*Input material*
◇ ◇ ◇ ◇ ◇
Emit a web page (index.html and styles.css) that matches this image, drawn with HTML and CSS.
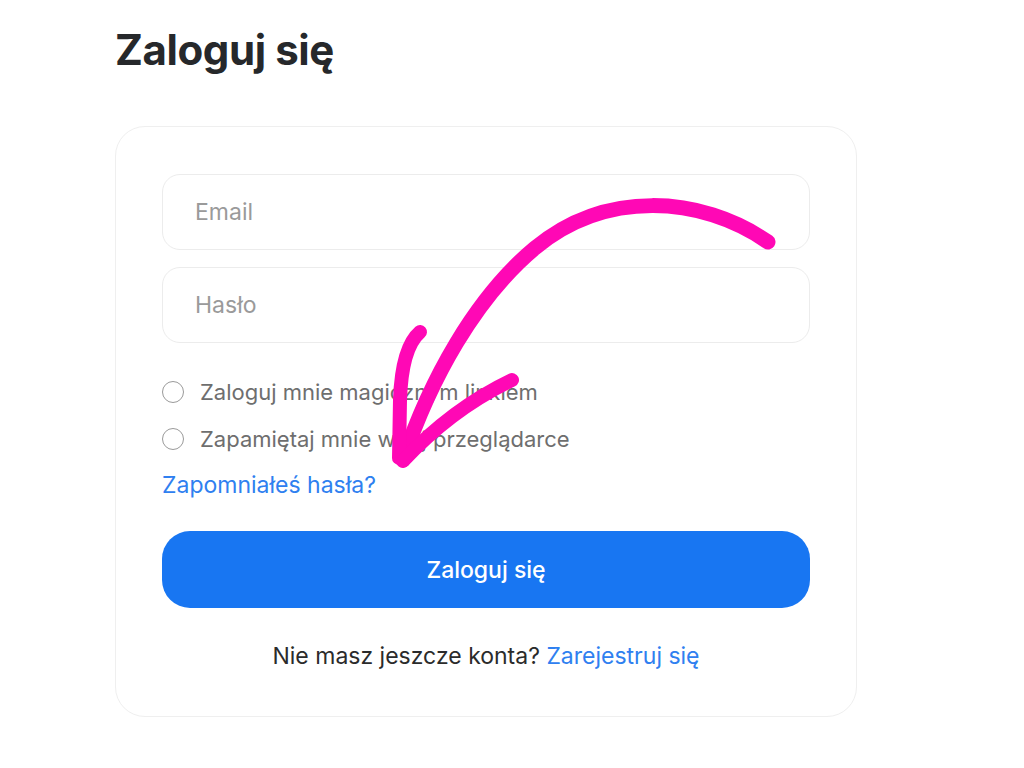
FILE: index.html
```html
<!DOCTYPE html>
<html lang="pl">
<head>
<meta charset="utf-8">
<title>Zaloguj się</title>
<link rel="stylesheet" href="styles.css">
</head>
<body>
<main class="page">
  <h1 class="title">Zaloguj się</h1>
  <div class="card">
    <div class="field"><span class="placeholder">Email</span></div>
    <div class="field"><span class="placeholder">Hasło</span></div>
    <div class="options">
      <label class="option"><span class="radio"></span>Zaloguj mnie magicznym linkiem</label>
      <label class="option"><span class="radio"></span>Zapamiętaj mnie w tej przeglądarce</label>
    </div>
    <a class="forgot" href="#">Zapomniałeś hasła?</a>
    <button class="submit" type="button">Zaloguj się</button>
    <p class="signup">Nie masz jeszcze konta? <a href="#">Zarejestruj się</a></p>
  </div>
  <svg class="annotation" width="1024" height="768" viewBox="0 0 1024 768" aria-hidden="true">
    <g fill="none" stroke="#ff08b5" stroke-linecap="round" stroke-linejoin="round">
      <path d="M768,242 C700,195 605,190 535,248 C475,298 430,380 403,460" stroke-width="15"/>
      <path d="M420,332 C406,344 401,370 400,400 L399,458" stroke-width="14"/>
      <path d="M512,380 C470,400 432,430 403,461" stroke-width="14"/>
    </g>
  </svg>
</main>
</body>
</html>
```

FILE: styles.css
```css
html, body {
  margin: 0;
  padding: 0;
  background: #ffffff;
}

body {
  font-family: Inter, "Liberation Sans", sans-serif;
  color: #2b2b2b;
}

.page {
  position: relative;
  width: 1024px;
  height: 768px;
  padding: 22px 0 0 115px;
  box-sizing: border-box;
  overflow: hidden;
}

.title {
  margin: 0 0 48px 0;
  font-size: 42px;
  line-height: 56px;
  font-weight: 700;
  color: #26282b;
  letter-spacing: -0.4px;
}

.card {
  width: 742px;
  box-sizing: border-box;
  border: 1.5px solid #efefef;
  border-radius: 30px;
  padding: 47px 46px 46px 46px;
  display: flex;
  flex-direction: column;
}

.field {
  height: 76px;
  box-sizing: border-box;
  border: 1.5px solid #ececec;
  border-radius: 18px;
  display: flex;
  align-items: center;
  padding-left: 32px;
  margin-bottom: 17px;
}

.placeholder {
  font-size: 23px;
  color: #9a9a9a;
}

.options {
  display: flex;
  flex-direction: column;
  gap: 21px;
  margin-top: 19px;
}

.option {
  display: flex;
  align-items: center;
  font-size: 22px;
  color: #6e6e6e;
  line-height: 26px;
}

.radio {
  width: 20px;
  height: 20px;
  border: 1.5px solid #9a9a9a;
  border-radius: 50%;
  margin-right: 16px;
  flex: none;
}

.forgot {
  margin-top: 20px;
  font-size: 23px;
  line-height: 26px;
  color: #2f80f0;
  text-decoration: none;
  align-self: flex-start;
}

.submit {
  margin-top: 33px;
  height: 77px;
  border: none;
  border-radius: 28px;
  background: #1876f2;
  color: #ffffff;
  font-family: Inter, "Liberation Sans", sans-serif;
  font-size: 23px;
  font-weight: 500;
}

.signup {
  margin: 34px 0 0 0;
  text-align: center;
  font-size: 23px;
  line-height: 28px;
  color: #2b2b2b;
}

.signup a {
  color: #2f80f0;
  text-decoration: none;
}

.annotation {
  position: absolute;
  left: 0;
  top: 0;
  pointer-events: none;
}
```
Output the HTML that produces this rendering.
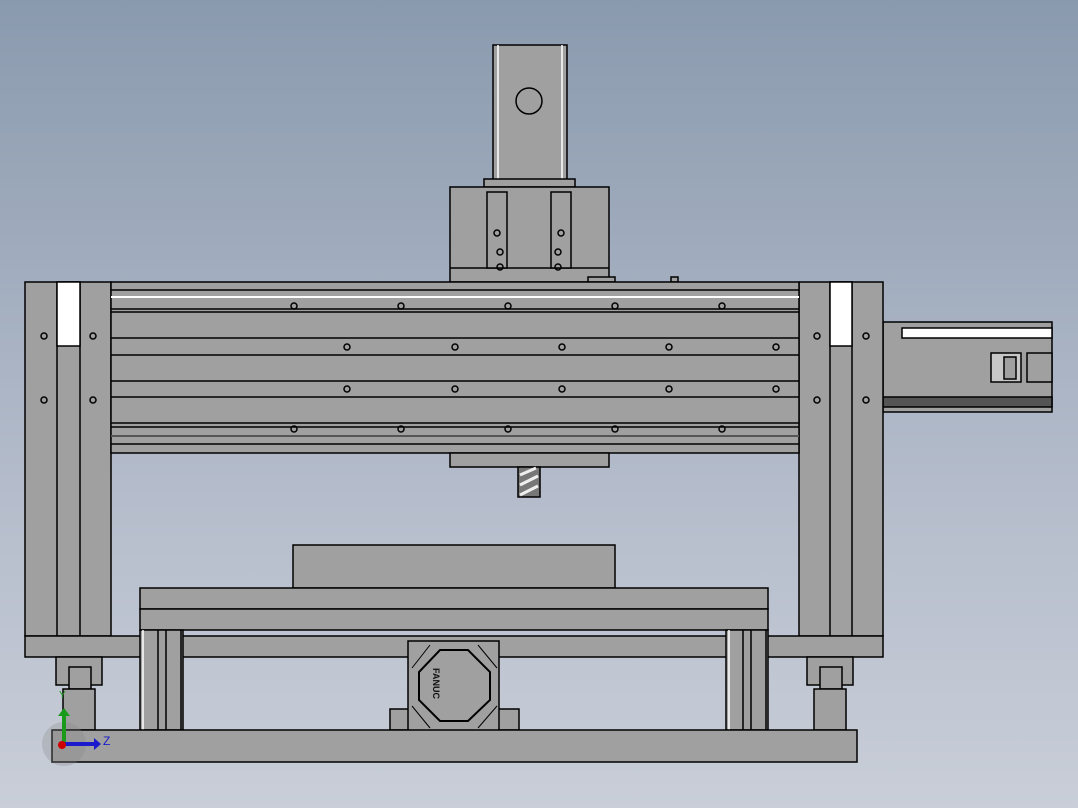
<!DOCTYPE html>
<html><head><style>
html,body{margin:0;padding:0;width:1078px;height:808px;overflow:hidden}
body{background:linear-gradient(#8a9aae,#b4bccb 60%,#c9ced8)}
svg{display:block}
</style></head><body>
<svg width="1078" height="808" viewBox="0 0 1078 808" xmlns="http://www.w3.org/2000/svg">
<g fill="#a0a0a0" stroke="#000" stroke-width="1.5">
<!-- top motor -->
<rect x="493" y="45" width="74" height="135"/>
<line x1="498" y1="45" x2="498" y2="180" stroke="#fff"/>
<line x1="562" y1="45" x2="562" y2="180" stroke="#fff"/>
<circle cx="529" cy="101" r="13"/>
<rect x="484" y="179" width="91" height="8"/>
<!-- carriage -->
<rect x="450" y="187" width="159" height="95"/>
<line x1="450" y1="268" x2="609" y2="268"/>
<rect x="487" y="192" width="20" height="76"/>
<rect x="551" y="192" width="20" height="76"/>
<rect x="588" y="277" width="27" height="5"/>
<rect x="671" y="277" width="7" height="5"/>
<!-- right motor -->
<rect x="883" y="322" width="169" height="90"/>
<rect x="902" y="328" width="150" height="10" fill="#fff"/>
<rect x="883" y="397" width="169" height="10" fill="#555"/>
<rect x="991" y="353" width="30" height="29" fill="#c8c8c8"/>
<rect x="1004" y="357" width="12" height="22"/>
<rect x="1027" y="353" width="25" height="29"/>
<!-- frame legs -->
<rect x="25" y="282" width="86" height="354"/>
<rect x="57" y="282" width="23" height="354"/>
<rect x="57" y="282" width="23" height="64" fill="#fff"/>
<rect x="799" y="282" width="84" height="354"/>
<rect x="830" y="282" width="22" height="354"/>
<rect x="830" y="282" width="22" height="64" fill="#fff"/>
<!-- beam -->
<rect x="111" y="282" width="688" height="171"/>
</g>
<g stroke="#000" stroke-width="1.5">
<line x1="111" y1="290" x2="799" y2="290"/>
<line x1="111" y1="297" x2="799" y2="297" stroke="#fff" stroke-width="2"/>
<line x1="111" y1="309" x2="799" y2="309"/>
<line x1="111" y1="312" x2="799" y2="312"/>
<line x1="111" y1="338" x2="799" y2="338"/>
<line x1="111" y1="355" x2="799" y2="355"/>
<line x1="111" y1="381" x2="799" y2="381"/>
<line x1="111" y1="397" x2="799" y2="397"/>
<line x1="111" y1="423" x2="799" y2="423"/>
<line x1="111" y1="427" x2="799" y2="427"/>
<line x1="111" y1="436" x2="799" y2="436" stroke="#555" stroke-width="2"/>
<line x1="111" y1="444" x2="799" y2="444"/>
</g>
<g fill="none" stroke="#000" stroke-width="1.5">
<circle cx="44" cy="336" r="3"/><circle cx="93" cy="336" r="3"/>
<circle cx="44" cy="400" r="3"/><circle cx="93" cy="400" r="3"/>
<circle cx="817" cy="336" r="3"/><circle cx="866" cy="336" r="3"/>
<circle cx="817" cy="400" r="3"/><circle cx="866" cy="400" r="3"/>
<circle cx="294" cy="306" r="3"/><circle cx="401" cy="306" r="3"/><circle cx="508" cy="306" r="3"/><circle cx="615" cy="306" r="3"/><circle cx="722" cy="306" r="3"/>
<circle cx="347" cy="347" r="3"/><circle cx="455" cy="347" r="3"/><circle cx="562" cy="347" r="3"/><circle cx="669" cy="347" r="3"/><circle cx="776" cy="347" r="3"/>
<circle cx="347" cy="389" r="3"/><circle cx="455" cy="389" r="3"/><circle cx="562" cy="389" r="3"/><circle cx="669" cy="389" r="3"/><circle cx="776" cy="389" r="3"/>
<circle cx="294" cy="429" r="3"/><circle cx="401" cy="429" r="3"/><circle cx="508" cy="429" r="3"/><circle cx="615" cy="429" r="3"/><circle cx="722" cy="429" r="3"/>
<circle cx="497" cy="233" r="3"/><circle cx="500" cy="252" r="3"/><circle cx="500" cy="267" r="3"/>
<circle cx="561" cy="233" r="3"/><circle cx="558" cy="252" r="3"/><circle cx="558" cy="267" r="3"/>
</g>
<g fill="#a0a0a0" stroke="#000" stroke-width="1.5">
<!-- lower carriage + tool -->
<rect x="450" y="453" width="159" height="14"/>
<rect x="518" y="467" width="22" height="30" fill="#777"/>
<path d="M520 475 L536 468 M520 485 L538 476 M520 495 L538 486" stroke="#eee" stroke-width="3"/>
<!-- work block & table -->
<rect x="293" y="545" width="322" height="43"/>
<rect x="25" y="636" width="858" height="21"/>
<rect x="140" y="588" width="628" height="21"/>
<rect x="140" y="609" width="628" height="21"/>
<rect x="140" y="630" width="43" height="100"/>
<line x1="143" y1="630" x2="143" y2="730" stroke="#fff"/>
<line x1="158" y1="630" x2="158" y2="730"/>
<line x1="166" y1="630" x2="166" y2="730"/>
<line x1="181" y1="630" x2="181" y2="730"/>
<rect x="726" y="630" width="42" height="100"/>
<line x1="729" y1="630" x2="729" y2="730" stroke="#fff"/>
<line x1="743" y1="630" x2="743" y2="730"/>
<line x1="751" y1="630" x2="751" y2="730"/>
<line x1="766" y1="630" x2="766" y2="730"/>
<!-- feet -->
<rect x="56" y="657" width="46" height="28"/>
<rect x="69" y="667" width="22" height="22"/>
<rect x="63" y="689" width="32" height="41"/>
<rect x="807" y="657" width="46" height="28"/>
<rect x="820" y="667" width="22" height="22"/>
<rect x="814" y="689" width="32" height="41"/>
<!-- octagon box -->
<rect x="390" y="709" width="129" height="21"/>
<rect x="408" y="641" width="91" height="90"/>
<path d="M440 650 L468 650 L490 672 L490 700 L468 721 L440 721 L419 700 L419 672 Z" stroke-width="2"/>
<path d="M412 668 L430 645 M478 645 L497 668 M412 706 L430 728 M478 728 L497 706" fill="none" stroke-width="1"/>
<text x="0" y="0" transform="translate(433,668) rotate(90)" font-family="Liberation Sans, sans-serif" font-size="9" font-weight="bold" fill="#111" stroke="none">FANUC</text>
<!-- base plate -->
<rect x="52" y="730" width="805" height="32"/>
</g>
<!-- triad -->
<circle cx="64" cy="744" r="22" fill="#888" opacity="0.3"/>
<line x1="64" y1="744" x2="64" y2="715" stroke="#1a9a1a" stroke-width="4"/>
<path d="M58 716 L64 708 L70 716 Z" fill="#1a9a1a"/>
<line x1="64" y1="744" x2="94" y2="744" stroke="#1a1acc" stroke-width="4"/>
<path d="M94 738 L101 744 L94 750 Z" fill="#1a1acc"/>
<circle cx="62" cy="745" r="4" fill="#c00"/>
<text x="103" y="745" font-family="Liberation Sans, sans-serif" font-size="12" fill="#1a1acc">Z</text>
<text x="59" y="698" font-family="Liberation Sans, sans-serif" font-size="10" fill="#1a9a1a">Y</text>
</svg>
</body></html>
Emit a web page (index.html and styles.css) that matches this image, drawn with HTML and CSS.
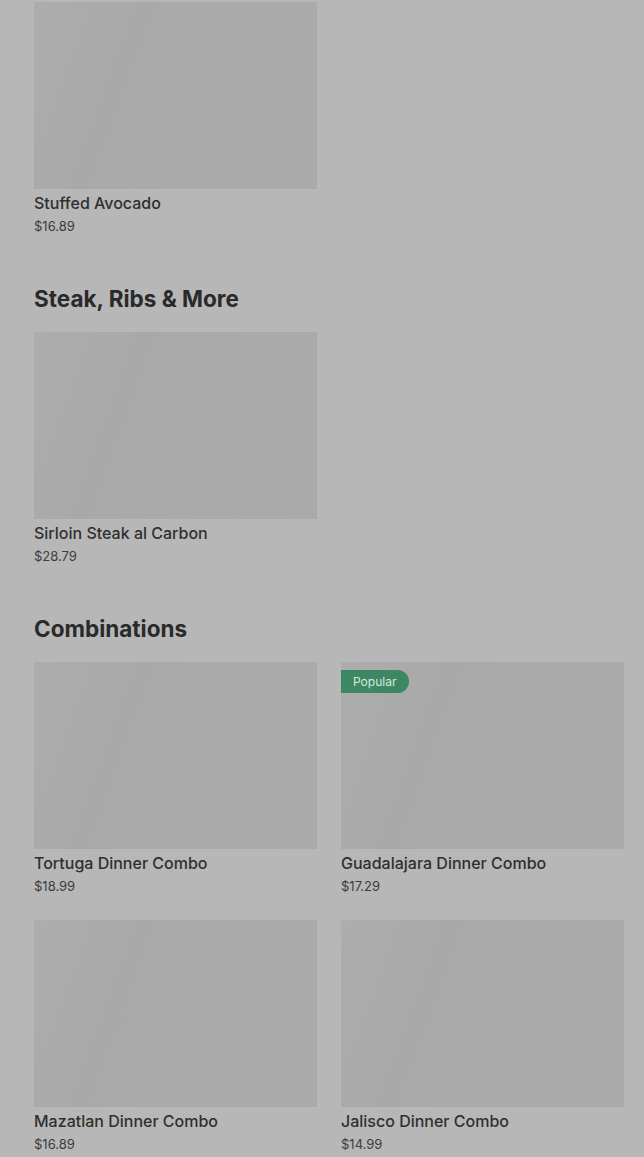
FILE: index.html
```html
<!DOCTYPE html>
<html lang="en">
<head>
    <meta charset="UTF-8">
    <meta name="viewport" content="width=device-width, initial-scale=1.0">
    <title>Menu</title>
    <link rel="stylesheet" href="styles.css">
</head>
<body>

<main class="menu">
    <section class="menu-section first">
        <div class="items">
            <div class="item">
                <div class="thumb"></div>
                <p class="name">Stuffed Avocado</p>
                <p class="price">$16.89</p>
            </div>
        </div>
    </section>

    <section class="menu-section">
        <h2>Steak, Ribs &amp; More</h2>
        <div class="items">
            <div class="item">
                <div class="thumb"></div>
                <p class="name">Sirloin Steak al Carbon</p>
                <p class="price">$28.79</p>
            </div>
        </div>
    </section>

    <section class="menu-section">
        <h2>Combinations</h2>
        <div class="items">
            <div class="item">
                <div class="thumb"></div>
                <p class="name">Tortuga Dinner Combo</p>
                <p class="price">$18.99</p>
            </div>
            <div class="item">
                <div class="thumb">
                    <span class="badge">Popular</span>
                </div>
                <p class="name">Guadalajara Dinner Combo</p>
                <p class="price">$17.29</p>
            </div>
            <div class="item">
                <div class="thumb"></div>
                <p class="name">Mazatlan Dinner Combo</p>
                <p class="price">$16.89</p>
            </div>
            <div class="item">
                <div class="thumb"></div>
                <p class="name">Jalisco Dinner Combo</p>
                <p class="price">$14.99</p>
            </div>
        </div>
    </section>
</main>

</body>
</html>
```

FILE: styles.css
```css
body {
    font-family: Inter, "Liberation Sans", Arial, sans-serif;
    margin: 0;
    padding: 0;
    background-color: #b7b7b7;
    color: #2f2f2f;
}
.menu {
    padding: 2px 20px 0 34px;
}
.menu-section {
    margin-bottom: 49px;
}
.menu-section h2 {
    font-size: 22.5px;
    line-height: 28px;
    font-weight: 700;
    margin: 0 0 19px 0;
    color: #2a2a2a;
}
.items {
    display: grid;
    grid-template-columns: 283px 283px;
    column-gap: 24px;
    row-gap: 24px;
}
.thumb {
    position: relative;
    height: 187px;
    background: linear-gradient(110deg, #adadad 0%, #a9a9a9 30%, #aaaaaa 100%);
}
.badge {
    position: absolute;
    top: 8px;
    left: 0;
    background-color: #3b8862;
    color: #d9e8df;
    font-size: 12px;
    line-height: 23px;
    padding: 0 13px 0 12px;
    border-radius: 0 12px 12px 0;
}
.name {
    margin: 3px 0 0 0;
    font-size: 16px;
    line-height: 22px;
    font-weight: 500;
}
.price {
    margin: 2px 0 0 0;
    font-size: 13px;
    line-height: 20px;
    color: #3c3c3c;
}
```
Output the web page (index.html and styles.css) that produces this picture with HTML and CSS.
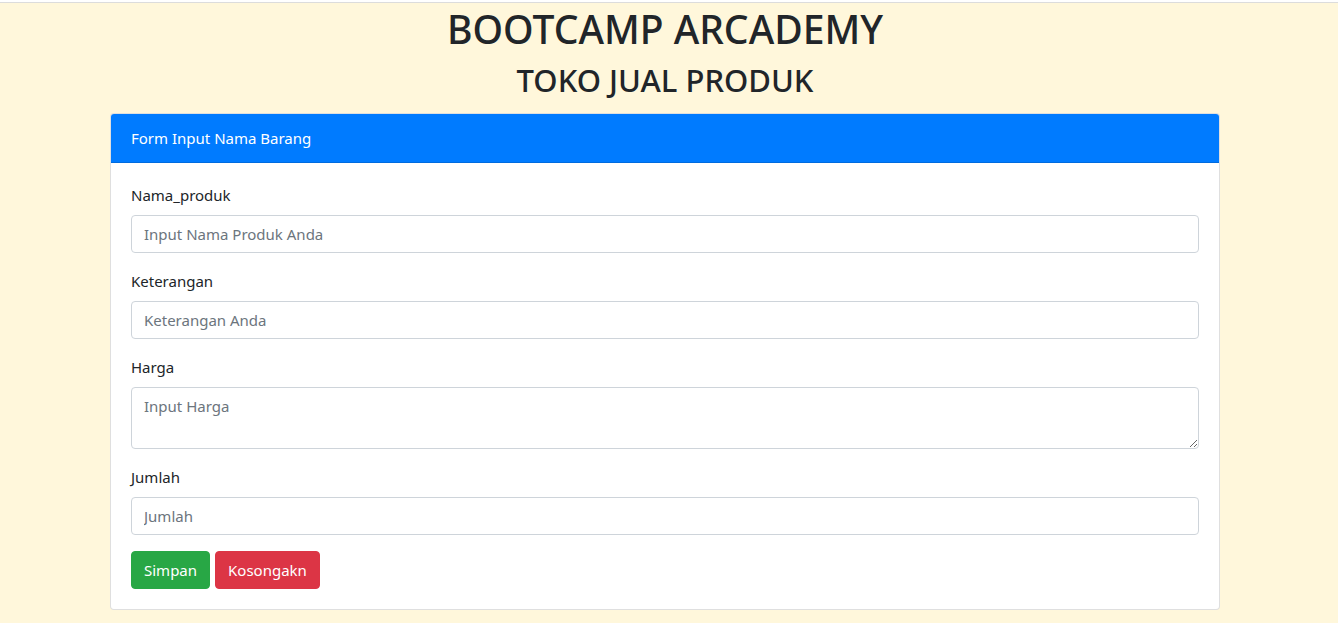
FILE: index.html
```html
<!DOCTYPE html>
<html lang="id">
<head>
<meta charset="utf-8">
<title>Bootcamp Arcademy</title>
<link rel="stylesheet" href="styles.css">
</head>
<body>
<div class="topline"></div>
<div class="page">
  <h1 class="title">BOOTCAMP ARCADEMY</h1>
  <h2 class="subtitle">TOKO JUAL PRODUK</h2>
  <div class="card">
    <div class="card-header">Form Input Nama Barang</div>
    <form class="card-body">
      <div class="form-group">
        <label class="label">Nama_produk</label>
        <input class="control" type="text" placeholder="Input Nama Produk Anda">
      </div>
      <div class="form-group">
        <label class="label">Keterangan</label>
        <input class="control" type="text" placeholder="Keterangan Anda">
      </div>
      <div class="form-group">
        <label class="label">Harga</label>
        <textarea class="control area" rows="2" placeholder="Input Harga"></textarea>
      </div>
      <div class="form-group">
        <label class="label">Jumlah</label>
        <input class="control" type="text" placeholder="Jumlah">
      </div>
      <div class="actions">
        <button type="button" class="btn btn-success">Simpan</button>
        <button type="button" class="btn btn-danger">Kosongakn</button>
      </div>
    </form>
  </div>
</div>
</body>
</html>
```
FILE: styles.css
```css
* { box-sizing: border-box; }
html, body { margin: 0; padding: 0; }
body {
  background: #fff7db;
  font-family: "Segoe UI", "Noto Sans", "Open Sans", sans-serif;
  font-size: 15px;
  line-height: 24px;
  color: #212529;
}
.topline {
  height: 3px;
  background: #ffffff;
  border-bottom: 1px solid #dcdcdc;
}
.page {
  width: 1110px;
  margin-left: 110px;
}
.title {
  margin: 2px 0 8px;
  font-size: 39px;
  font-weight: 500;
  line-height: 48px;
  text-align: center;
}
.subtitle {
  margin: 0 0 14px;
  font-size: 31px;
  font-weight: 500;
  line-height: 38px;
  text-align: center;
}
.card {
  background: #fff;
  border: 1px solid rgba(0,0,0,.125);
  border-radius: 4px;
  overflow: hidden;
}
.card-header {
  background: #007bff;
  color: #fff;
  padding: 12px 20px;
  border-bottom: 1px solid rgba(0,0,0,.125);
}
.card-body {
  padding: 20px;
  margin: 0;
}
.form-group {
  margin-bottom: 16px;
  display: flex;
  flex-direction: column;
}
.label {
  margin-bottom: 8px;
}
.control {
  display: block;
  width: 100%;
  height: 38px;
  padding: 6px 12px;
  font: inherit;
  line-height: 24px;
  color: #495057;
  background: #fff;
  border: 1px solid #ced4da;
  border-radius: 4px;
}
.control::placeholder { color: #6c757d; opacity: 1; }
.area { height: 62px; resize: vertical; }
.actions { display: flex; gap: 5px; }
.btn {
  font: inherit;
  line-height: 24px;
  padding: 6px 12px;
  border: 1px solid transparent;
  border-radius: 4px;
  color: #fff;
}
.btn-success { background: #28a745; border-color: #28a745; }
.btn-danger { background: #dc3545; border-color: #dc3545; }
```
◇ ◇ ◇ ◇ ◇
*Task goal*
Collect each line above holding the string "Output".

*Answer to this task*
Output the HTML that produces this rendering.
Output the web page (index.html and styles.css) that produces this picture with HTML and CSS.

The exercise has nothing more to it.